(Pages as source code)

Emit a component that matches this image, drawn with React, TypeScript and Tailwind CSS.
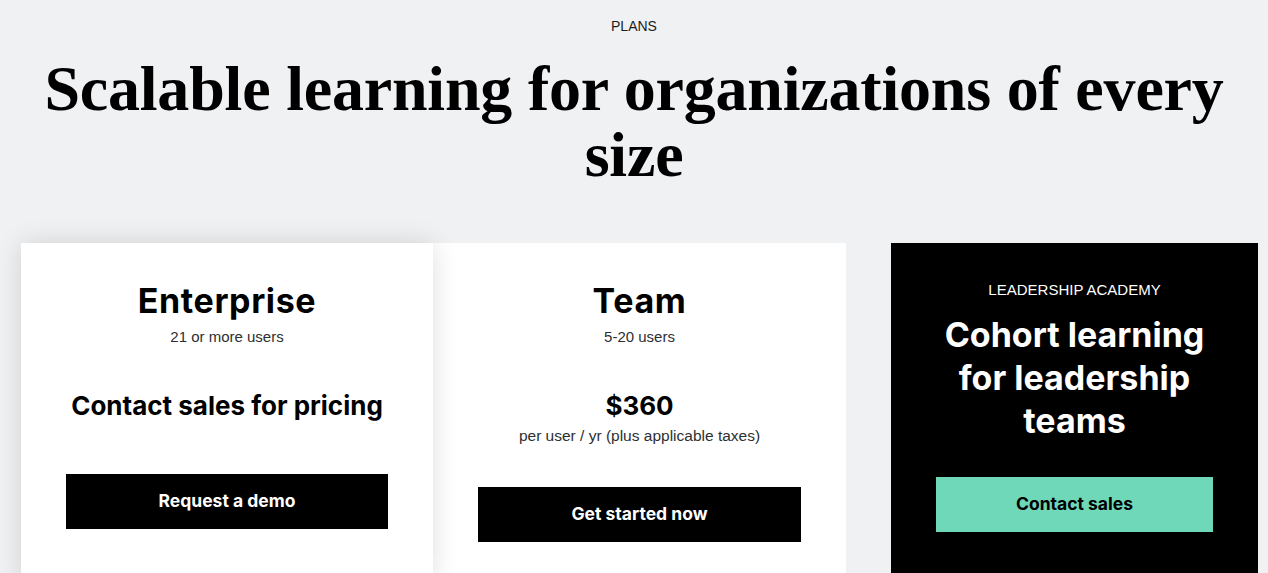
const sans = "font-['Inter',sans-serif]"
const body = "font-['Liberation_Sans',Arial,sans-serif]"

function PlanCard({
  title,
  users,
  price,
  note,
  cta,
  className,
  btnClass,
}: {
  title: string
  users: string
  price: string
  note?: string
  cta: string
  className?: string
  btnClass?: string
}) {
  return (
    <div className={`bg-white px-[45px] pt-[37px] pb-10 flex flex-col items-center ${className ?? ""}`}>
      <h3 className={`${sans} text-[34px] font-bold leading-[42px] text-black tracking-[0.6px]`}>{title}</h3>
      <p className={`${body} text-[15px] leading-[20px] text-[#2d2f31] mt-[5px]`}>{users}</p>
      <p className={`${sans} text-[26px] font-bold leading-[32px] text-black mt-[43px]`}>{price}</p>
      {note && (
        <p className={`${body} text-[15.5px] leading-[20px] text-[#2d2f31] mt-[4px]`}>{note}</p>
      )}
      <button
        className={`${sans} w-full h-[55px] bg-black text-white text-[17.5px] font-bold ${btnClass ?? ""}`}
      >
        {cta}
      </button>
    </div>
  )
}

export default function App() {
  return (
    <div className="min-h-screen bg-[#f0f1f3] overflow-hidden">
      <div className="pt-[16px] flex flex-col items-center">
        <p className={`${body} text-[14px] leading-[20px] text-[#1c1d1f]`}>PLANS</p>
        <h1 className="font-['Liberation_Serif','Times_New_Roman',serif] font-bold text-[64px] leading-[66px] text-black text-center tracking-[-0.2px] mt-[20px] max-w-[1210px]">
          Scalable learning for organizations of every size
        </h1>
      </div>

      <div className="flex items-start mt-[55px] ml-[21px]">
        <PlanCard
          title="Enterprise"
          users="21 or more users"
          price="Contact sales for pricing"
          cta="Request a demo"
          className="w-[412px] h-[340px] relative z-10 shadow-[0_0_24px_rgba(0,0,0,0.13)]"
          btnClass="mt-[52px]"
        />
        <PlanCard
          title="Team"
          users="5-20 users"
          price="$360"
          note="per user / yr (plus applicable taxes)"
          cta="Get started now"
          className="w-[413px] h-[340px]"
          btnClass="mt-[41px]"
        />

        <div className="w-[367px] h-[340px] ml-[45px] bg-black px-[45px] pt-[37px] flex flex-col items-center">
          <p className={`${body} text-[15px] leading-[20px] text-white`}>LEADERSHIP ACADEMY</p>
          <h3 className={`${sans} text-[34px] font-bold leading-[43px] text-white text-center mt-[13px]`}>
            Cohort learning for leadership teams
          </h3>
          <button className={`${sans} w-full h-[55px] mt-[35px] bg-[#6fd8b9] text-black text-[17.5px] font-bold`}>
            Contact sales
          </button>
        </div>
      </div>
    </div>
  )
}
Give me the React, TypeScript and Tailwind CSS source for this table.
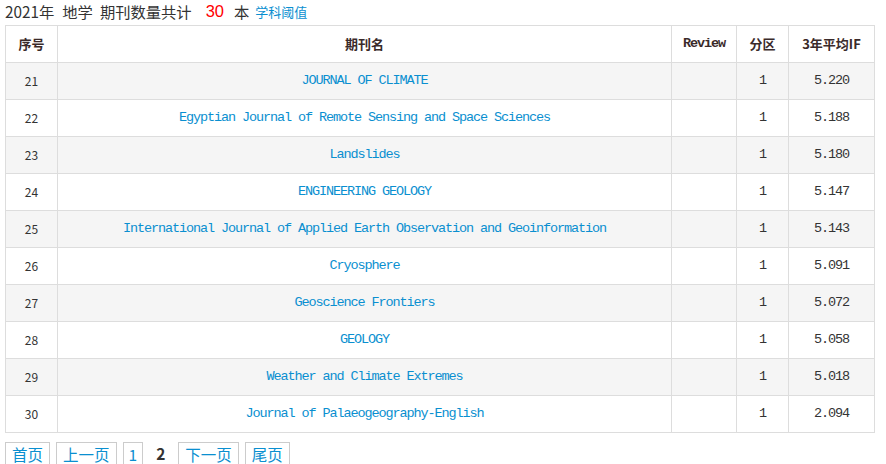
const rows = [
  { no: 21, name: "JOURNAL OF CLIMATE", zone: 1, impact: "5.220" },
  { no: 22, name: "Egyptian Journal of Remote Sensing and Space Sciences", zone: 1, impact: "5.188" },
  { no: 23, name: "Landslides", zone: 1, impact: "5.180" },
  { no: 24, name: "ENGINEERING GEOLOGY", zone: 1, impact: "5.147" },
  { no: 25, name: "International Journal of Applied Earth Observation and Geoinformation", zone: 1, impact: "5.143" },
  { no: 26, name: "Cryosphere", zone: 1, impact: "5.091" },
  { no: 27, name: "Geoscience Frontiers", zone: 1, impact: "5.072" },
  { no: 28, name: "GEOLOGY", zone: 1, impact: "5.058" },
  { no: 29, name: "Weather and Climate Extremes", zone: 1, impact: "5.018" },
  { no: 30, name: "Journal of Palaeogeography-English", zone: 1, impact: "2.094" },
];

const mono = "font-['Liberation_Mono','Noto_Sans_CJK_SC',monospace] text-[13.5px] tracking-[-1.1px]";

export default function App() {
  return (
    <div className="w-[886px] h-[464px] overflow-hidden bg-white pl-[5px] font-['Noto_Sans_CJK_SC',sans-serif] text-[#333]">
      {/* Title */}
      <div className="h-[25px] flex items-center text-[15.3px] leading-none pb-[2px]">
        <span>2021年</span>
        <span className="ml-[8px]">地学</span>
        <span className="ml-[7px]">期刊数量共计</span>
        <span className="ml-[14px] font-['Liberation_Sans',sans-serif] text-[16.5px] text-[#ff0000]">30</span>
        <span className="ml-[10px]">本</span>
        <a href="#" className="ml-[6px] text-[13px] text-[#0a8fd0]">学科阈值</a>
      </div>

      {/* Table */}
      <table className="w-[870px] border-collapse border border-[#ddd] text-[12px]">
        <thead>
          <tr className="h-[37px]">
            <th className="w-[52px] border border-[#ddd] text-[13px] font-bold text-[#3a2a2a]">序号</th>
            <th className="w-[614px] border border-[#ddd] text-[13px] font-bold text-[#3a2a2a]">期刊名</th>
            <th className={`w-[65px] border border-[#ddd] font-bold text-[#3a2a2a] ${mono}`}>Review</th>
            <th className="w-[52px] border border-[#ddd] text-[13px] font-bold text-[#3a2a2a]">分区</th>
            <th className="border border-[#ddd] text-[13px] font-bold text-[#3a2a2a]">3年平均IF</th>
          </tr>
        </thead>
        <tbody>
          {rows.map((r, i) => (
            <tr key={r.no} className={`h-[37px] ${i % 2 === 0 ? "bg-[#f5f5f5]" : "bg-white"}`}>
              <td className="border border-[#ddd] text-center text-[12px] text-[#333]">{r.no}</td>
              <td className={`border border-[#ddd] text-center text-[#0a8fd0] ${mono}`}>
                <a href="#">{r.name}</a>
              </td>
              <td className="border border-[#ddd]"></td>
              <td className={`border border-[#ddd] text-center text-[#333] ${mono}`}>{r.zone}</td>
              <td className={`border border-[#ddd] text-center text-[#333] ${mono}`}>{r.impact}</td>
            </tr>
          ))}
        </tbody>
      </table>

      {/* Pagination */}
      <div className="mt-[9px] flex items-start gap-[6px] text-[15.5px] leading-[22px]">
        <a href="#" className="border border-[#ccc] px-[6px] text-[#0a8fd0]">首页</a>
        <a href="#" className="border border-[#ccc] px-[6px] text-[#0a8fd0]">上一页</a>
        <a href="#" className="border border-[#ccc] px-[5px] text-[#0a8fd0]">1</a>
        <span className="px-[7px] font-bold text-[#333]">2</span>
        <a href="#" className="border border-[#ccc] px-[6px] text-[#0a8fd0]">下一页</a>
        <a href="#" className="border border-[#ccc] px-[6px] text-[#0a8fd0]">尾页</a>
      </div>
    </div>
  );
}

● Given problem
Keep every word of the data as it is when you write it out, but drop the pictures.

● Response below
Emit a component that matches this image, drawn with React, TypeScript and Tailwind CSS.
const sans = "font-['Inter',sans-serif]"
const body = "font-['Liberation_Sans',Arial,sans-serif]"

function PlanCard({
  title,
  users,
  price,
  note,
  cta,
  className,
  btnClass,
}: {
  title: string
  users: string
  price: string
  note?: string
  cta: string
  className?: string
  btnClass?: string
}) {
  return (
    <div className={`bg-white px-[45px] pt-[37px] pb-10 flex flex-col items-center ${className ?? ""}`}>
      <h3 className={`${sans} text-[34px] font-bold leading-[42px] text-black tracking-[0.6px]`}>{title}</h3>
      <p className={`${body} text-[15px] leading-[20px] text-[#2d2f31] mt-[5px]`}>{users}</p>
      <p className={`${sans} text-[26px] font-bold leading-[32px] text-black mt-[43px]`}>{price}</p>
      {note && (
        <p className={`${body} text-[15.5px] leading-[20px] text-[#2d2f31] mt-[4px]`}>{note}</p>
      )}
      <button
        className={`${sans} w-full h-[55px] bg-black text-white text-[17.5px] font-bold ${btnClass ?? ""}`}
      >
        {cta}
      </button>
    </div>
  )
}

export default function App() {
  return (
    <div className="min-h-screen bg-[#f0f1f3] overflow-hidden">
      <div className="pt-[16px] flex flex-col items-center">
        <p className={`${body} text-[14px] leading-[20px] text-[#1c1d1f]`}>PLANS</p>
        <h1 className="font-['Liberation_Serif','Times_New_Roman',serif] font-bold text-[64px] leading-[66px] text-black text-center tracking-[-0.2px] mt-[20px] max-w-[1210px]">
          Scalable learning for organizations of every size
        </h1>
      </div>

      <div className="flex items-start mt-[55px] ml-[21px]">
        <PlanCard
          title="Enterprise"
          users="21 or more users"
          price="Contact sales for pricing"
          cta="Request a demo"
          className="w-[412px] h-[340px] relative z-10 shadow-[0_0_24px_rgba(0,0,0,0.13)]"
          btnClass="mt-[52px]"
        />
        <PlanCard
          title="Team"
          users="5-20 users"
          price="$360"
          note="per user / yr (plus applicable taxes)"
          cta="Get started now"
          className="w-[413px] h-[340px]"
          btnClass="mt-[41px]"
        />

        <div className="w-[367px] h-[340px] ml-[45px] bg-black px-[45px] pt-[37px] flex flex-col items-center">
          <p className={`${body} text-[15px] leading-[20px] text-white`}>LEADERSHIP ACADEMY</p>
          <h3 className={`${sans} text-[34px] font-bold leading-[43px] text-white text-center mt-[13px]`}>
            Cohort learning for leadership teams
          </h3>
          <button className={`${sans} w-full h-[55px] mt-[35px] bg-[#6fd8b9] text-black text-[17.5px] font-bold`}>
            Contact sales
          </button>
        </div>
      </div>
    </div>
  )
}
Give me the React, TypeScript and Tailwind CSS source for this table.
const rows = [
  { no: 21, name: "JOURNAL OF CLIMATE", zone: 1, impact: "5.220" },
  { no: 22, name: "Egyptian Journal of Remote Sensing and Space Sciences", zone: 1, impact: "5.188" },
  { no: 23, name: "Landslides", zone: 1, impact: "5.180" },
  { no: 24, name: "ENGINEERING GEOLOGY", zone: 1, impact: "5.147" },
  { no: 25, name: "International Journal of Applied Earth Observation and Geoinformation", zone: 1, impact: "5.143" },
  { no: 26, name: "Cryosphere", zone: 1, impact: "5.091" },
  { no: 27, name: "Geoscience Frontiers", zone: 1, impact: "5.072" },
  { no: 28, name: "GEOLOGY", zone: 1, impact: "5.058" },
  { no: 29, name: "Weather and Climate Extremes", zone: 1, impact: "5.018" },
  { no: 30, name: "Journal of Palaeogeography-English", zone: 1, impact: "2.094" },
];

const mono = "font-['Liberation_Mono','Noto_Sans_CJK_SC',monospace] text-[13.5px] tracking-[-1.1px]";

export default function App() {
  return (
    <div className="w-[886px] h-[464px] overflow-hidden bg-white pl-[5px] font-['Noto_Sans_CJK_SC',sans-serif] text-[#333]">
      {/* Title */}
      <div className="h-[25px] flex items-center text-[15.3px] leading-none pb-[2px]">
        <span>2021年</span>
        <span className="ml-[8px]">地学</span>
        <span className="ml-[7px]">期刊数量共计</span>
        <span className="ml-[14px] font-['Liberation_Sans',sans-serif] text-[16.5px] text-[#ff0000]">30</span>
        <span className="ml-[10px]">本</span>
        <a href="#" className="ml-[6px] text-[13px] text-[#0a8fd0]">学科阈值</a>
      </div>

      {/* Table */}
      <table className="w-[870px] border-collapse border border-[#ddd] text-[12px]">
        <thead>
          <tr className="h-[37px]">
            <th className="w-[52px] border border-[#ddd] text-[13px] font-bold text-[#3a2a2a]">序号</th>
            <th className="w-[614px] border border-[#ddd] text-[13px] font-bold text-[#3a2a2a]">期刊名</th>
            <th className={`w-[65px] border border-[#ddd] font-bold text-[#3a2a2a] ${mono}`}>Review</th>
            <th className="w-[52px] border border-[#ddd] text-[13px] font-bold text-[#3a2a2a]">分区</th>
            <th className="border border-[#ddd] text-[13px] font-bold text-[#3a2a2a]">3年平均IF</th>
          </tr>
        </thead>
        <tbody>
          {rows.map((r, i) => (
            <tr key={r.no} className={`h-[37px] ${i % 2 === 0 ? "bg-[#f5f5f5]" : "bg-white"}`}>
              <td className="border border-[#ddd] text-center text-[12px] text-[#333]">{r.no}</td>
              <td className={`border border-[#ddd] text-center text-[#0a8fd0] ${mono}`}>
                <a href="#">{r.name}</a>
              </td>
              <td className="border border-[#ddd]"></td>
              <td className={`border border-[#ddd] text-center text-[#333] ${mono}`}>{r.zone}</td>
              <td className={`border border-[#ddd] text-center text-[#333] ${mono}`}>{r.impact}</td>
            </tr>
          ))}
        </tbody>
      </table>

      {/* Pagination */}
      <div className="mt-[9px] flex items-start gap-[6px] text-[15.5px] leading-[22px]">
        <a href="#" className="border border-[#ccc] px-[6px] text-[#0a8fd0]">首页</a>
        <a href="#" className="border border-[#ccc] px-[6px] text-[#0a8fd0]">上一页</a>
        <a href="#" className="border border-[#ccc] px-[5px] text-[#0a8fd0]">1</a>
        <span className="px-[7px] font-bold text-[#333]">2</span>
        <a href="#" className="border border-[#ccc] px-[6px] text-[#0a8fd0]">下一页</a>
        <a href="#" className="border border-[#ccc] px-[6px] text-[#0a8fd0]">尾页</a>
      </div>
    </div>
  );
}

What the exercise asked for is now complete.